Friday, August 11, 2006


This Thank You Card was given to me by Ate Guy a couple of years ago after her Virginia Beach stint with Pop Diva Kuh Ledesma during the second leg of their Power Of TwoUS Concert Series. Leonel, Marlon, Ray, Mario and myself all went to show our love and support for the Superstar. For me, it's truly one of those memorable experiences I shared with Ate Guy. The show needed a lot more help this time around. I eneded up taking control of the teleprompter while Leonel and Vonnel sang back-up with Fe de los Reyes. I was stationed at the coldest area of the stage and due to to excessive exhaustion, I got sick that night after the concert. Everyone went out to celebrate but I opted to stay in the hotel. As I tried to catch a bit of rest, I heard Ate Guy knocking at our room. I got up and opened the door for her. She had alcohol, a towellette, bottled water and Tylenol on hand. I cannot belive this is happening. The Superstar was taking care of me. She wiped my face with alcohol, tucked me in and never left my sight until I fell to sleep. I was just awakened by everyone when they got back from dinner. I told them what Ate Guy did and Albert told me Ginamot ka ni Elsa! It may be true. But the fact still remains that Nora Aunor nursed me to back to health. The next day as we prepared to drive back home, she told me to take good care of myself and asked Albert to give each of us a personalized Thank You Card from the Superstar. While on the road, Ate Guy texted us an emotional thank you. She apologized for not personally saying goodbye to all of us because she didn't want to see us leave. We all understood how she felt. That was the last time we saw the Superstar but we still kept in constant contact with her.

Thursday, August 10, 2006


Here's the second installment of my most favorite scenes from Nora Aunor movies. First is the funeral scene in Lino Brocka's Bona (NV Productions, 1980). In this scene Bona (Nora Aunor) goes back home to pay respects to her recently deceased father (Venchito Galvez) where she was beaten up and publicly humilated by her angry brother (Spanky Manikan). Nora shines in this particular scene as she showed multiple emotions at the same time that of shock, terror and anguish. A great scene!
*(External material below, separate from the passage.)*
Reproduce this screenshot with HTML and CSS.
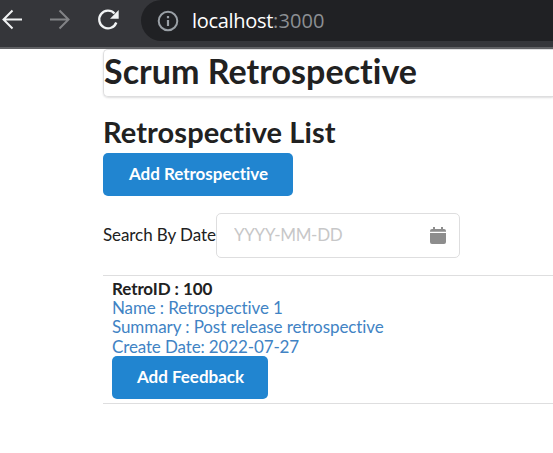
FILE: index.html
```html
<!DOCTYPE html>
<html lang="en">
<head>
<meta charset="utf-8">
<title>Scrum Retrospective</title>
<link rel="stylesheet" href="styles.css">
</head>
<body>
<header class="browser-bar">
  <svg class="nav-icons" width="140" height="40" viewBox="0 0 140 40" fill="none" stroke-width="2">
    <path d="M22 19.500H3.500M12.500 10.500L3.500 19.500l9 9" stroke="#f1f3f4"/>
    <path d="M50 19.500h18.500M59.500 10.500l9 9-9 9" stroke="#828386"/>
    <path d="M114.500 13.500A8.800 8.800 0 1 0 116.300 22.500" stroke="#f1f3f4" stroke-width="2.300"/>
    <path d="M118.700 10v8.700H110z" fill="#f1f3f4"/>
  </svg>
  <div class="address">
    <svg class="info" width="22" height="22" viewBox="0 0 22 22" fill="none" stroke="#9aa0a6" stroke-width="2">
      <circle cx="11" cy="11" r="9.300"/>
      <path d="M11 10v6M11 6v2.200" stroke-width="2.200"/>
    </svg>
    <span class="host">localhost</span><span class="port">:3000</span>
  </div>
</header>
<main class="page">
  <div class="banner"><h1>Scrum Retrospective</h1></div>
  <h2>Retrospective List</h2>
  <button class="button add-retro">Add Retrospective</button>
  <div class="search">
    <label for="date">Search By Date</label>
    <div class="field">
      <input id="date" type="text" placeholder="YYYY-MM-DD">
      <svg class="calendar" width="16" height="18" viewBox="0 0 16 18" fill="#8d8d8d">
        <path d="M0 4.800V4a2 2 0 0 1 2-2h1V0h2v2h6V0h2v2h1a2 2 0 0 1 2 2v.8zM0 6h16V15a2 2 0 0 1-2 2H2a2 2 0 0 1-2-2z"/>
      </svg>
    </div>
  </div>
  <section class="retro">
    <div class="retro-id">RetroID : 100</div>
    <div class="line name">Name : Retrospective 1</div>
    <div class="line summary">Summary : Post release retrospective</div>
    <div class="line created">Create Date: 2022-07-27</div>
    <button class="button add-feedback">Add Feedback</button>
  </section>
</main>
</body>
</html>
```
FILE: styles.css
```css
* { box-sizing: border-box; }
body {
  margin: 0;
  height: 453px;
  overflow: hidden;
  background: #fff;
  color: #212121;
  font: 17px/19.5px Lato, "Liberation Sans", sans-serif;
  font-variant-ligatures: none;
}
.browser-bar {
  display: flex;
  height: 49px;
  background: #35363a;
  border-bottom: 2px solid #606164;
}
.nav-icons { flex: none; margin-right: 1px; }
.address {
  display: flex;
  align-items: center;
  flex: 1;
  height: 41px;
  padding-left: 16px;
  border-radius: 21px 0 0 21px;
  background: #202124;
  font: 20px/41px "Open Sans", "Noto Sans", sans-serif;
}
.info { margin-right: 13px; }
.host { color: #fff; letter-spacing: -0.3px; }
.port { color: #8c8f93; letter-spacing: 0.1px; }
.page { padding-left: 103px; }
.banner {
  height: 48px;
  border: 1px solid #dededf;
  border-right: 0;
  border-radius: 5px 0 0 5px;
  box-shadow: 0 1px 2px rgba(34, 36, 38, .15);
}
h1, h2 { margin: 0; font-weight: 700; white-space: nowrap; }
h1 { font-size: 34px; line-height: 42px; letter-spacing: 0.04px; }
h2 { margin-top: 17px; font-size: 29px; line-height: 36px; letter-spacing: 0.09px; }
.button {
  display: block;
  height: 43px;
  padding: 0 0 1px 1px;
  border: 0;
  border-radius: 5px;
  background: #2185d0;
  color: #fff;
  font: 700 17px/42px Lato, sans-serif;
  letter-spacing: -0.02px;
  white-space: nowrap;
}
.add-retro { width: 190px; margin-top: 3px; }
.search {
  display: flex;
  align-items: center;
  height: 45px;
  margin-top: 17px;
}
.search label {
  width: 113px;
  padding-bottom: 2px;
  letter-spacing: -0.08px;
  white-space: nowrap;
}
.field {
  display: flex;
  align-items: center;
  width: 244px;
  height: 45px;
  padding: 0 13px 0 17px;
  border: 1px solid #dededf;
  border-radius: 5px;
}
input {
  flex: 1;
  min-width: 0;
  padding: 0 0 2px;
  border: 0;
  outline: 0;
  background: none;
  font: inherit;
  letter-spacing: -0.3px;
}
input::placeholder { color: #c7c7c8; opacity: 1; }
.retro {
  height: 129px;
  margin-top: 17px;
  padding: 3px 0 0 9px;
  border: solid #dededf;
  border-width: 1px 0;
}
.retro-id { font-weight: 700; line-height: 19px; letter-spacing: -0.1px; }
.line { color: #4183c4; line-height: 19px; letter-spacing: -0.13px; }
.summary { line-height: 20px; letter-spacing: -0.08px; }
.add-feedback { width: 156px; }
```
Second is yet another funeral scene in Ishmael Bernal's Himala (Experimental Cinema Of The Philippines, 1982). After the death of Sepa's (Amable Quiambao) children and Chayong's (Laura Centeno) apparent suicide, the entire town of Barrio Cupang mourns the loss of their townsfolk. During the funeral, the village idiot accuses Elsa (Nora Aunor) of her infant daughter's death as Elsa starts to breakdown. A moving and affecting performance from La Aunor.

Third is from Mario O'Hara's Tatlong Taong Walang Diyos (NV Productions, 1976). Rosario (Nora Aunor) unable to accept her newborn son since her pregnancy was caused by Masugi's (Christopher de Leon) sexual advances she then tries to kill her child by attempting to throw the infant off a bridge. The camera slowly closes in on Rosario's face to show the anger, confusion and the rage. All these emotions showed in one facial expression. Simply amazing!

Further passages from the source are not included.